You and Your Baby at Week 32 of Your Pregnancy

(10 minute read)

You and Your Baby at Week 32 of Your Pregnancy

Week 32

At week 32, your bump will be a significant size, making it harder for you to walk and maintain your balance. You will probably be waddling more than walking! You are now approaching the final stages of your pregnancy, when both your body and your baby are still undergoing substantial changes and growth.

How Big is Baby at 32 Weeks?

Week 19 Fetus (26)

At 32 weeks, your baby is rapidly growing and putting on fat, in preparation for life outside the womb. On average, babies at this stage are about the size of a large squash, measuring approximately 42.5cm from head to heel and weighing around 3.75 pounds, or 1.7kg. However, these figures can vary as each baby grows at their own unique pace.

During this week, your baby's bones are fully formed, but they remain soft and flexible for the birth process. The baby's skin is becoming softer and smoother as they continue to gain fat, which is vital for regulating their body temperature after birth. The lungs are also developing rapidly; your baby is practising breathing by inhaling amniotic fluid.

Sensory Development

Your baby's senses are quite developed at this stage. They can now see, hear, and even taste! The baby is sensitive to light and may react to loud sounds from the outside world. They might even start to recognise your voice, which can be a wonderful way to start bonding with your baby before they are born.

Your Body at Week 32

As your body prepares for childbirth, you'll notice several physical changes. Your uterus is now about five inches above your belly button, making you visibly much more pregnant. This growth can lead to a more pronounced pregnancy 'waddle' as your centre of gravity shifts.

Your breasts might continue to grow as they prepare for breastfeeding, and you may notice colostrum (early breast milk) leaking. This is completely normal and a good sign that your body is preparing for nursing.

Weight Gain

Most women will have gained between 22 and 28 pounds by week 32, though this can vary based on your pre-pregnancy weight and your body type. It's important to continue to eat a balanced diet and get regular exercise - as best you can, anyway.

Pregnancy Symptoms at Week 32

During the 32nd week, you may experience a range of symptoms. These can include:

Braxton Hicks Contractions: These are 'practice' contractions and are usually painless. They are your body's way of preparing for labour.

Shortness of Breath: As your uterus expands, it can put pressure on your diaphragm and lungs, making it harder to breathe deeply.

Heartburn and Indigestion: These can be exacerbated by the relaxation of muscles in your digestive tract and the crowding of your stomach by your expanding uterus.

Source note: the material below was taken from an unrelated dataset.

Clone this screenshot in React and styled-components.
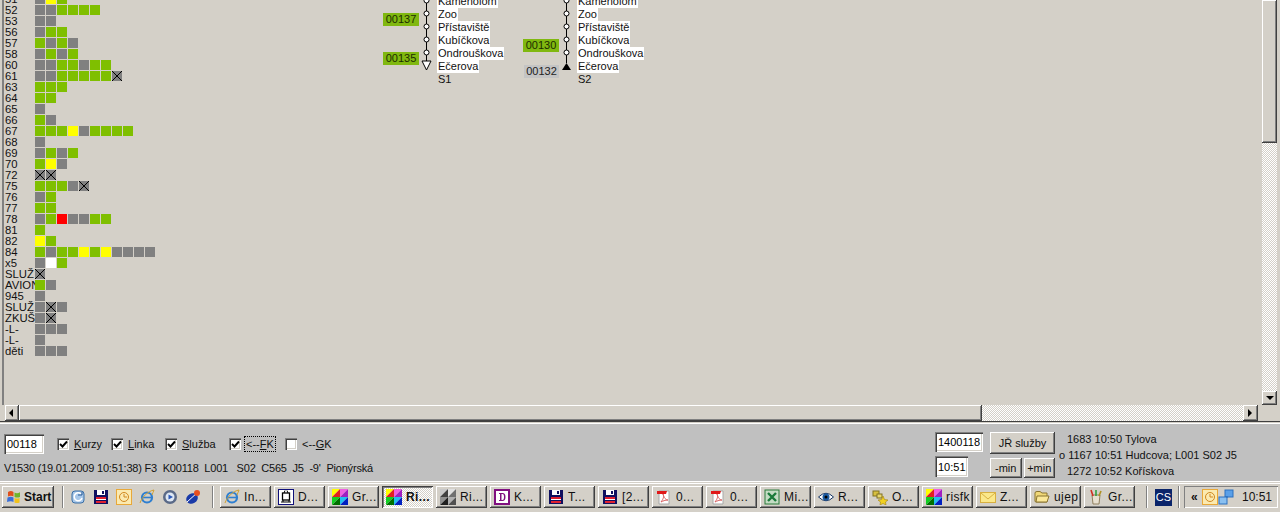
import React from 'react'
import styled, { createGlobalStyle, css } from 'styled-components'

const GlobalStyle = createGlobalStyle`
    html, body {
        margin: 0;
        padding: 0;
        background: #d4d0c8;
        overflow: hidden;
    }
    * {
        box-sizing: border-box;
    }
`

const raised = css`
    background-color: #d4d0c8;
    box-shadow: inset -1px -1px #404040, inset 1px 1px #fff, inset -2px -2px #808080;
`

const sunken = css`
    background-color: #fff;
    box-shadow: inset 1px 1px #808080, inset 2px 2px #404040, inset -1px -1px #fff, inset -2px -2px #d4d0c8;
`

const dither = css`
    background: repeating-conic-gradient(#fff 0 25%, #d4d0c8 0 50%) 0 0 / 2px 2px;
`

const Page = styled.div`
    width: 1280px;
    height: 512px;
    display: flex;
    flex-direction: column;
    overflow: hidden;
    background: #d4d0c8;
    color: #111;
    font: 11px 'Liberation Sans', Arial, sans-serif;
`

/* main window */
const Frame = styled.div`
    height: 421px;
    flex: none;
    display: flex;
    flex-direction: column;
    padding: 0 3px 0 2px;
`

const ViewRow = styled.div`
    height: 405px;
    flex: none;
    display: flex;
`

const Canvas = styled.div`
    flex: 1;
    min-width: 0;
    overflow: hidden;
    border-left: 2px solid;
    border-image: linear-gradient(to right, #808080 50%, #404040 50%) 1;
    display: flex;
    align-items: flex-start;
`

const VScroll = styled.div`
    width: 15px;
    margin-left: 2px;
    flex: none;
    display: flex;
    flex-direction: column;
`

const VThumb = styled.div`
    ${raised}
    height: 143px;
    flex: none;
`

const Track = styled.div`
    ${dither}
    flex: 1;
    min-width: 0;
`

const ArrowButton = styled.div`
    ${raised}
    flex: none;
    width: ${(p) => p.$w}px;
    height: ${(p) => p.$h}px;
    display: flex;
    align-items: center;
    justify-content: center;
`

const HScroll = styled.div`
    height: 16px;
    flex: none;
    display: flex;
    padding-left: 3px;
    padding-right: 2px;
`

const HThumb = styled.div`
    ${raised}
    width: 963px;
    flex: none;
`

const Corner = styled.div`
    width: 15px;
    margin-left: 2px;
    flex: none;
`

/* grid of courses */
const GridList = styled.div`
    width: 379px;
    flex: none;
    margin-top: -6px;
    display: flex;
    flex-direction: column;
`

const GridRow = styled.div`
    height: 11px;
    display: flex;
    align-items: flex-start;
`

const RowLabel = styled.div`
    width: 31px;
    flex: none;
    padding-left: 1px;
    font-size: 11.3px;
    line-height: 11px;
    white-space: nowrap;
`

const cellColors = {
    g: '#808080',
    n: '#7fbf00',
    y: '#ffff00',
    r: '#ff0000',
    w: '#ffffff',
    x: '#808080',
}

const Cell = styled.div`
    position: relative;
    width: 10px;
    height: 10px;
    margin-right: 1px;
    flex: none;
    background-color: ${(p) => cellColors[p.$kind]};
    ${(p) =>
        p.$kind === 'x' &&
        css`
            background-image: linear-gradient(45deg, transparent 46%, #000 46%, #000 54%, transparent 54%),
                linear-gradient(-45deg, transparent 46%, #000 46%, #000 54%, transparent 54%);
        `}
`

/* line diagrams */
const Diagrams = styled.div`
    display: flex;
    margin-top: -6px;
`

const Diagram = styled.div`
    width: 140px;
    flex: none;
    display: flex;
    align-items: flex-start;
`

const BadgeColumn = styled.div`
    width: 36px;
    flex: none;
    padding-top: 6px;
    display: flex;
    flex-direction: column;
`

const BadgeSlot = styled.div`
    height: 13px;
    display: flex;
    justify-content: flex-end;
`

const Badge = styled.div`
    width: ${(p) => (p.$gray ? 35 : 36)}px;
    height: 13px;
    line-height: 13px;
    text-align: center;
    color: ${(p) => (p.$gray ? '#222' : '#1c2c00')};
    background: ${(p) => (p.$gray ? '#c4c4c4' : '#80b810')};
`

const LineSvg = styled.svg`
    width: 14px;
    height: 80px;
    flex: none;
    margin: 1px 3px 0 1px;
    display: block;
`

const StopColumn = styled.div`
    padding-top: 1px;
    display: flex;
    flex-direction: column;
    align-items: flex-start;
`

const StopLabel = styled.div`
    height: 13px;
    line-height: 12px;
    padding: 0 1px;
    white-space: nowrap;
    background: ${(p) => (p.$plain ? 'transparent' : '#fff')};
`

/* bottom panel */
const Panel = styled.div`
    height: 61px;
    flex: none;
    display: flex;
    justify-content: space-between;
    background: #c0c0c0;
    border-top: 1px solid #404040;
    box-shadow: inset 0 1px #d4d0c8, inset 0 2px #fff, inset 0 -1px #fff;
    padding-left: 4px;
`

const PanelLeft = styled.div`
    padding-top: 12px;
    display: flex;
    flex-direction: column;
`

const CheckRow = styled.div`
    display: flex;
    align-items: center;
`

const Field = styled.input`
    ${sunken}
    width: ${(p) => p.$w}px;
    height: ${(p) => p.$h}px;
    border: 0;
    outline: 0;
    padding: 0 0 0 3px;
    font: 11px 'Liberation Sans', Arial, sans-serif;
    color: #000;
    display: block;
`

const CheckGroup = styled.div`
    width: ${(p) => p.$w}px;
    flex: none;
    display: flex;
    align-items: center;
    ${(p) => p.$first && 'margin-left: 13px;'}
`

const Box = styled.div`
    ${sunken}
    width: 12px;
    height: 12px;
    flex: none;
    margin-right: 5px;
    display: flex;
    align-items: center;
    justify-content: center;
`

const CheckText = styled.span`
    padding: 1px 1px;
    margin-left: -1px;
    outline: ${(p) => (p.$focus ? '1px dotted #000' : 'none')};
    u {
        text-decoration: underline;
    }
`

const StatusLine = styled.div`
    margin-top: 7px;
    line-height: 14px;
    letter-spacing: -0.2px;
    white-space: pre;
`

const PanelRight = styled.div`
    width: 345px;
    flex: none;
    padding-top: 10px;
    display: flex;
    align-items: flex-start;
`

const FieldColumn = styled.div`
    width: 55px;
    flex: none;
    display: flex;
    flex-direction: column;
    gap: 4px;
`

const ButtonColumn = styled.div`
    width: 65px;
    flex: none;
    display: flex;
    flex-direction: column;
    gap: 4px;
`

const ButtonRow = styled.div`
    display: flex;
    gap: 2px;
`

const PanelButton = styled.div`
    ${raised}
    flex: 1;
    height: ${(p) => p.$h}px;
    line-height: ${(p) => p.$h}px;
    text-align: center;
    white-space: nowrap;
`

const RouteList = styled.div`
    margin-left: 4px;
    margin-top: -1px;
    line-height: 16px;
    white-space: pre;
`

const RouteLine = styled.div`
    padding-left: ${(p) => (p.$marked ? 0 : 8)}px;
`

/* taskbar */
const Taskbar = styled.div`
    height: 30px;
    flex: none;
    display: flex;
    align-items: center;
    background: #d4d0c8;
    box-shadow: inset 0 1px #d4d0c8, inset 0 2px #fff;
    padding: 0 2px;
    font-size: 12px;
`

const StartButton = styled.div`
    ${raised}
    width: 52px;
    height: 22px;
    flex: none;
    display: flex;
    align-items: center;
    gap: 2px;
    padding-left: 4px;
    font-weight: bold;
    font-size: 12px;
`

const Divider = styled.div`
    width: 2px;
    height: 22px;
    flex: none;
    margin-left: ${(p) => p.$left}px;
    margin-right: ${(p) => p.$right}px;
    background: #fff;
    border-left: 1px solid #808080;
`

const QuickLaunch = styled.div`
    display: flex;
    gap: 7px;
    flex: none;
    width: 142px;
`

const TaskList = styled.div`
    display: flex;
    gap: 3px;
    flex: none;
`

const TaskButton = styled.div`
    ${(p) =>
        p.$active
            ? css`
                  background: repeating-conic-gradient(#fff 0 25%, #d4d0c8 0 50%) 0 0 / 2px 2px;
                  box-shadow: inset 1px 1px #404040, inset -1px -1px #fff, inset 2px 2px #808080;
                  font-weight: bold;
              `
            : raised}
    width: 51px;
    height: 22px;
    flex: none;
    display: flex;
    align-items: center;
    gap: 4px;
    padding-left: 4px;
    white-space: nowrap;
    letter-spacing: 0.4px;
`

const LangBox = styled.div`
    width: 17px;
    height: 17px;
    flex: none;
    background: #0a246a;
    color: #fff;
    text-align: center;
    line-height: 17px;
    font-size: 11px;
`

const Tray = styled.div`
    width: 94px;
    height: 22px;
    flex: none;
    display: flex;
    align-items: center;
    padding-left: 7px;
    box-shadow: inset 1px 1px #808080, inset -1px -1px #fff;
    font-size: 12px;
`

const TrayChevron = styled.span`
    font-weight: bold;
    width: 11px;
    flex: none;
`

const TrayTime = styled.span`
    margin-left: 8px;
`

const TinyIcon = styled.svg`
    width: ${(p) => p.$s || 16}px;
    height: ${(p) => p.$s || 16}px;
    flex: none;
    display: block;
`

const Tri = ({ dir }) => {
    const points = {
        left: '5,0 1,4 5,8',
        right: '1,0 5,4 1,8',
        down: '0,2 8,2 4,6',
    }
    return (
        <TinyIcon $s={8} viewBox='0 0 8 8'>
            <polygon points={points[dir]} fill='#000' />
        </TinyIcon>
    )
}

const Tick = () => (
    <TinyIcon $s={9} viewBox='0 0 9 9'>
        <path d='M1 4 L3.5 6.5 L8 1.5' fill='none' stroke='#000' strokeWidth='1.9' />
    </TinyIcon>
)

const Flag = () => (
    <TinyIcon viewBox='0 0 16 16'>
        <path d='M2 3 Q5 1 7.5 3 V7.5 Q5 6 2 7.5Z' fill='#e0501c' />
        <path d='M8.5 3.4 Q11 5 14 3.2 V8 Q11 9 8.5 8Z' fill='#6fb52c' />
        <path d='M1.5 8.5 Q5 7 7.5 8.5 V13 Q5 11.5 1 13Z' fill='#3a6fd8' />
        <path d='M8.5 9 Q11 10 13.5 9 V13.5 Q11 14.5 8.5 13.5Z' fill='#f2c21a' />
    </TinyIcon>
)

const Palette = ({ gray }) => (
    <TinyIcon viewBox='0 0 16 16'>
        <rect width='16' height='16' fill='#fff' />
        <polygon points='0,0 8,0 0,8' fill={gray ? '#c8c8c8' : '#ff0'} />
        <polygon points='8,0 8,8 0,8' fill={gray ? '#404040' : '#e02020'} />
        <polygon points='8,0 16,0 8,8' fill={gray ? '#e0e0e0' : '#f060e0'} />
        <polygon points='16,0 16,8 8,8' fill={gray ? '#707070' : '#a020c0'} />
        <polygon points='0,8 8,8 0,16' fill={gray ? '#909090' : '#10d020'} />
        <polygon points='8,8 8,16 0,16' fill={gray ? '#202020' : '#007000'} />
        <polygon points='8,8 16,8 8,16' fill={gray ? '#b0b0b0' : '#20c0f0'} />
        <polygon points='16,8 16,16 8,16' fill={gray ? '#505050' : '#0020c0'} />
    </TinyIcon>
)

const Floppy = () => (
    <TinyIcon viewBox='0 0 16 16'>
        <rect x='1' y='1' width='14' height='14' fill='#101060' />
        <rect x='4' y='1' width='8' height='5' fill='#fff' />
        <rect x='9' y='2' width='2' height='3' fill='#101060' />
        <rect x='3' y='8' width='10' height='2' fill='#e02030' />
        <rect x='3' y='10' width='10' height='1' fill='#fff' />
        <rect x='3' y='12' width='10' height='2' fill='#e02030' />
    </TinyIcon>
)

const Clock = () => (
    <TinyIcon viewBox='0 0 16 16'>
        <rect x='0.5' y='0.5' width='15' height='15' fill='#fbeab0' stroke='#e8a838' />
        <circle cx='8' cy='8' r='4.5' fill='none' stroke='#d08820' />
        <path d='M8 5 V8 H11' fill='none' stroke='#d08820' />
    </TinyIcon>
)

const Ie = () => (
    <TinyIcon viewBox='0 0 16 16'>
        <circle cx='8' cy='8.5' r='5' fill='none' stroke='#2f7fd0' strokeWidth='2.2' />
        <path d='M3.5 8.5 H13' stroke='#2f7fd0' strokeWidth='1.6' />
        <path d='M1 14 C3 8 9 2 15 1 C14 3 14 4 13 6' fill='none' stroke='#d0a030' strokeWidth='1' />
    </TinyIcon>
)

const Refresh = () => (
    <TinyIcon viewBox='0 0 16 16'>
        <rect x='2' y='2' width='12' height='12' rx='3' fill='#a8c8ea' stroke='#3a6ea5' />
        <path d='M11 5 A4 4 0 1 0 12 9' fill='none' stroke='#fff' strokeWidth='1.5' />
        <path d='M8 6 H12 V3' fill='none' stroke='#2a5a95' />
    </TinyIcon>
)

const Player = () => (
    <TinyIcon viewBox='0 0 16 16'>
        <circle cx='8' cy='8' r='7' fill='#5a6a88' />
        <circle cx='8' cy='8' r='4.5' fill='#dfe8f4' />
        <polygon points='6.5,5.5 11,8 6.5,10.5' fill='#2a58b8' />
    </TinyIcon>
)

const Rocket = () => (
    <TinyIcon viewBox='0 0 16 16'>
        <ellipse cx='7' cy='9.5' rx='6' ry='5' fill='#1a3aa8' transform='rotate(-30 7 9.5)' />
        <path d='M2 13 L13 3' stroke='#fff' strokeWidth='1' />
        <circle cx='12' cy='4' r='3' fill='#e85020' />
    </TinyIcon>
)

const Train = () => (
    <TinyIcon viewBox='0 0 16 16'>
        <rect x='0.5' y='0.5' width='15' height='15' fill='#fff' stroke='#10107a' />
        <rect x='4.5' y='4' width='7' height='7' fill='none' stroke='#000' strokeWidth='1.3' />
        <path d='M7 1.5 L6 4 M9 1.5 L10 4 M3 13 H13 M5 11 V13 M11 11 V13' stroke='#000' />
    </TinyIcon>
)

const LetterD = () => (
    <TinyIcon viewBox='0 0 16 16'>
        <rect x='1' y='1' width='14' height='14' fill='#fff' stroke='#801080' strokeWidth='2' />
        <path d='M5 4 H8.5 Q11.5 4 11.5 8 Q11.5 12 8.5 12 H5 V11 H6 V5 H5Z M7.5 5 V11 H8.5 Q10 11 10 8 Q10 5 8.5 5Z' fill='#801080' />
    </TinyIcon>
)

const Pdf = () => (
    <TinyIcon viewBox='0 0 16 16'>
        <path d='M3 2 H13 V15 H3Z' fill='#fff' stroke='#a8a8a8' />
        <path d='M1 2 H11 L10 5 H1Z' fill='#e01818' />
        <path d='M5 13 C8 9 8 7 7 5 C8 9 10 11 12 11 C9 11 7 12 5 13Z' fill='none' stroke='#d86060' />
    </TinyIcon>
)

const Excel = () => (
    <TinyIcon viewBox='0 0 16 16'>
        <rect x='1' y='1' width='14' height='14' fill='#c4dcc4' stroke='#2a7a3a' />
        <path d='M4 4 L12 12 M12 4 L4 12' stroke='#1a7a3a' strokeWidth='2.4' />
    </TinyIcon>
)

const Eye = () => (
    <TinyIcon viewBox='0 0 16 16'>
        <path d='M0.5 8 Q8 0.5 15.5 8 Q8 15.5 0.5 8Z' fill='#fff' stroke='#103060' />
        <circle cx='8' cy='8' r='3.5' fill='#1a5aa0' />
        <circle cx='8' cy='8' r='1.5' fill='#000' />
    </TinyIcon>
)

const Keys = () => (
    <TinyIcon viewBox='0 0 16 16'>
        <rect x='1' y='2' width='6' height='5' fill='#d8c040' stroke='#807020' />
        <rect x='5' y='5' width='5' height='4' fill='#e8d870' stroke='#807020' />
        <polygon points='11,7 12.5,10.5 16,11 13.5,13 14,16 11,14.5 8,16 8.5,13 6,11 9.5,10.5' fill='#f0d020' stroke='#a08010' strokeWidth='0.6' />
    </TinyIcon>
)

const Mail = () => (
    <TinyIcon viewBox='0 0 16 16'>
        <rect x='0.5' y='3.5' width='15' height='10' fill='#fbe88a' stroke='#d8b040' />
        <path d='M1 4 L8 10 L15 4' fill='none' stroke='#d8b040' />
    </TinyIcon>
)

const Folder = () => (
    <TinyIcon viewBox='0 0 16 16'>
        <path d='M1 4 Q1 2.5 3 2.5 H6 L8 4 H13 V13 H2 Q1 13 1 12Z' fill='#f0d878' stroke='#8a7430' />
        <path d='M3 7 H15 L13 13 H2Z' fill='#fbe898' stroke='#8a7430' />
    </TinyIcon>
)

const Paint = () => (
    <TinyIcon viewBox='0 0 16 16'>
        <path d='M4 6 H12 L11 15 H5Z' fill='#e8e0d0' stroke='#908060' />
        <path d='M5 7 L3 1' stroke='#d03020' strokeWidth='1.6' />
        <path d='M8 7 V1' stroke='#30a040' strokeWidth='1.6' />
        <path d='M11 7 L13 2' stroke='#b09020' strokeWidth='1.6' />
    </TinyIcon>
)

const Network = () => (
    <TinyIcon viewBox='0 0 16 16'>
        <rect x='7' y='1' width='8' height='7' fill='#5aa0e8' stroke='#2a70c0' />
        <rect x='1' y='8' width='8' height='7' fill='#8ac0f0' stroke='#2a70c0' />
        <path d='M8 8 L10 8' stroke='#2a70c0' />
    </TinyIcon>
)

const gridRows = [
    ['51', 'gyn'],
    ['52', 'ggnnnn'],
    ['53', 'gg'],
    ['56', 'gnn'],
    ['57', 'ngng'],
    ['58', 'gngn'],
    ['60', 'ggnngnn'],
    ['61', 'ggnnnnnx'],
    ['63', 'nnn'],
    ['64', 'nn'],
    ['65', 'g'],
    ['66', 'ng'],
    ['67', 'nnnygnnnn'],
    ['68', 'g'],
    ['69', 'gngn'],
    ['70', 'nyg'],
    ['72', 'xx'],
    ['75', 'nnngx'],
    ['76', 'gn'],
    ['77', 'nn'],
    ['78', 'gnrggnn'],
    ['81', 'n'],
    ['82', 'yn'],
    ['84', 'ngnnynygggg'],
    ['x5', 'gwn'],
    ['SLUŽ', 'x'],
    ['AVION', 'ng'],
    ['945', 'g'],
    ['SLUŽ', 'gxg'],
    ['ZKUŠ', 'gx'],
    ['-L-', 'ggg'],
    ['-L-', 'g'],
    ['děti', 'ggg'],
]

const stops = ['Kamenolom', 'Zoo', 'Přístaviště', 'Kubíčkova', 'Ondrouškova', 'Ečerova']

const diagrams = [
    { name: 'S1', badges: [null, '00137', null, null, '00135'] },
    { name: 'S2', badges: [null, null, null, '00130', null, '00132'], up: true },
]

const checks = [
    { key: 'K', rest: 'urzy', w: 54, on: true },
    { key: 'L', rest: 'inka', w: 54, on: true },
    { key: 'S', rest: 'lužba', w: 64, on: true },
    { pre: '<--', key: 'F', rest: 'K', w: 56, on: true, focus: true },
    { pre: '<--', key: 'G', rest: 'K', w: 50, on: false },
]

const quickIcons = [Refresh, Floppy, Clock, Ie, Player, Rocket]

const tasks = [
    { icon: <Ie />, text: 'In...' },
    { icon: <Train />, text: 'D...' },
    { icon: <Palette />, text: 'Gr...' },
    { icon: <Palette />, text: 'Ri...', active: true },
    { icon: <Palette gray />, text: 'Ri...' },
    { icon: <LetterD />, text: 'K...' },
    { icon: <Floppy />, text: 'T...' },
    { icon: <Floppy />, text: '[2...' },
    { icon: <Pdf />, text: '0...' },
    { icon: <Pdf />, text: '0...' },
    { icon: <Excel />, text: 'Mi...' },
    { icon: <Eye />, text: 'R...' },
    { icon: <Keys />, text: 'O...' },
    { icon: <Palette />, text: 'risfk' },
    { icon: <Mail />, text: 'Z...' },
    { icon: <Folder />, text: 'ujep' },
    { icon: <Paint />, text: 'Gr...' },
]

const LineDrawing = ({ up }) => (
    <LineSvg viewBox='0 0 14 80'>
        <path d={`M6.5 0 V${up ? 68 : 66}`} stroke='#000' fill='none' />
        {[5.5, 18.5, 31.5, 44.5, 57.5].map((y) => (
            <circle key={y} cx='6.5' cy={y} r='2.5' fill='#fff' stroke='#000' />
        ))}
        {up ? (
            <polygon points='2,75 11,75 6.5,68' fill='#000' />
        ) : (
            <polygon points='2,66 11,66 6.5,75' fill='#fff' stroke='#000' />
        )}
    </LineSvg>
)

const App = () => (
    <Page>
        <GlobalStyle />
        <Frame>
            <ViewRow>
                <Canvas>
                    <GridList>
                        {gridRows.map(([label, cells], i) => (
                            <GridRow key={i}>
                                <RowLabel>{label}</RowLabel>
                                {cells.split('').map((kind, j) => (
                                    <Cell key={j} $kind={kind} />
                                ))}
                            </GridRow>
                        ))}
                    </GridList>
                    <Diagrams>
                        {diagrams.map((d) => (
                            <Diagram key={d.name}>
                                <BadgeColumn>
                                    {d.badges.map((b, i) => (
                                        <BadgeSlot key={i}>
                                            {b && <Badge $gray={b === '00132'}>{b}</Badge>}
                                        </BadgeSlot>
                                    ))}
                                </BadgeColumn>
                                <LineDrawing up={d.up} />
                                <StopColumn>
                                    {stops.map((s) => (
                                        <StopLabel key={s}>{s}</StopLabel>
                                    ))}
                                    <StopLabel $plain>{d.name}</StopLabel>
                                </StopColumn>
                            </Diagram>
                        ))}
                    </Diagrams>
                </Canvas>
                <VScroll>
                    <VThumb />
                    <Track />
                    <ArrowButton $w={15} $h={14}>
                        <Tri dir='down' />
                    </ArrowButton>
                </VScroll>
            </ViewRow>
            <HScroll>
                <ArrowButton $w={14} $h={16}>
                    <Tri dir='left' />
                </ArrowButton>
                <HThumb />
                <Track />
                <ArrowButton $w={15} $h={16}>
                    <Tri dir='right' />
                </ArrowButton>
                <Corner />
            </HScroll>
        </Frame>
        <Panel>
            <PanelLeft>
                <CheckRow>
                    <Field readOnly value='00118' $w={40} $h={20} />
                    {checks.map((c, i) => (
                        <CheckGroup key={c.key} $w={c.w} $first={i === 0}>
                            <Box>{c.on && <Tick />}</Box>
                            <CheckText $focus={c.focus}>
                                {c.pre}
                                <u>{c.key}</u>
                                {c.rest}
                            </CheckText>
                        </CheckGroup>
                    ))}
                </CheckRow>
                <StatusLine>
                    {"V1530 (19.01.2009 10:51:38) F3  K00118  L001   S02  C565  J5  -9'  Pionýrská"}
                </StatusLine>
            </PanelLeft>
            <PanelRight>
                <FieldColumn>
                    <Field readOnly value='1400118' $w={48} $h={20} />
                    <Field readOnly value='10:51' $w={33} $h={21} />
                </FieldColumn>
                <ButtonColumn>
                    <PanelButton $h={22}>JŘ služby</PanelButton>
                    <ButtonRow>
                        <PanelButton $h={20}>-min</PanelButton>
                        <PanelButton $h={20}>+min</PanelButton>
                    </ButtonRow>
                </ButtonColumn>
                <RouteList>
                    <RouteLine>1683 10:50 Tylova</RouteLine>
                    <RouteLine $marked>o 1167 10:51 Hudcova; L001 S02 J5</RouteLine>
                    <RouteLine>1272 10:52 Kořískova</RouteLine>
                </RouteList>
            </PanelRight>
        </Panel>
        <Taskbar>
            <StartButton>
                <Flag />
                Start
            </StartButton>
            <Divider $left={8} $right={6} />
            <QuickLaunch>
                {quickIcons.map((Icon, i) => (
                    <Icon key={i} />
                ))}
            </QuickLaunch>
            <Divider $left={0} $right={6} />
            <TaskList>
                {tasks.map((t, i) => (
                    <TaskButton key={i} $active={t.active}>
                        {t.icon}
                        {t.text}
                    </TaskButton>
                ))}
            </TaskList>
            <Divider $left={11} $right={7} />
            <LangBox>CS</LangBox>
            <Divider $left={6} $right={4} />
            <Tray>
                <TrayChevron>«</TrayChevron>
                <Clock />
                <Network />
                <TrayTime>10:51</TrayTime>
            </Tray>
        </Taskbar>
    </Page>
)

export default App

Swelling: Swelling in your feet, ankles, and fingers is common due to increased blood volume and fluids.

Back Pain: The additional weight and the shift in your centre of gravity can lead to back pain. Prenatal yoga and stretching can be beneficial.

Restless Leg Syndrome (RLS): This is characterised by an uncomfortable sensation in the legs and an irresistible urge to move them.

Increased Vaginal Discharge: This is normal and is your body's way of preventing infection.

Varicose Veins: Increased blood volume and pressure from your uterus can cause veins in your legs to swell.

Preparing for Birth

Prenatal Visits

Your prenatal visits are now more frequent. During these visits, your doctor or midwife will check your blood pressure, test your urine for protein and sugar, check the baby's heartbeat and position, and measure the growth of your uterus.

Childbirth Classes

Consider enrolling in childbirth classes if you haven't already done so. These classes can provide valuable information about the labour process, pain relief options, and newborn care.

Week 32 is an exciting time as you get closer to meeting your new baby! Remember, every pregnancy is unique, so it's essential to stay in close contact with your doctor or midwife to ensure the health and safety of both you and your baby. Continue to take care of yourself and take the time to rest, eat well, and enjoy this special time.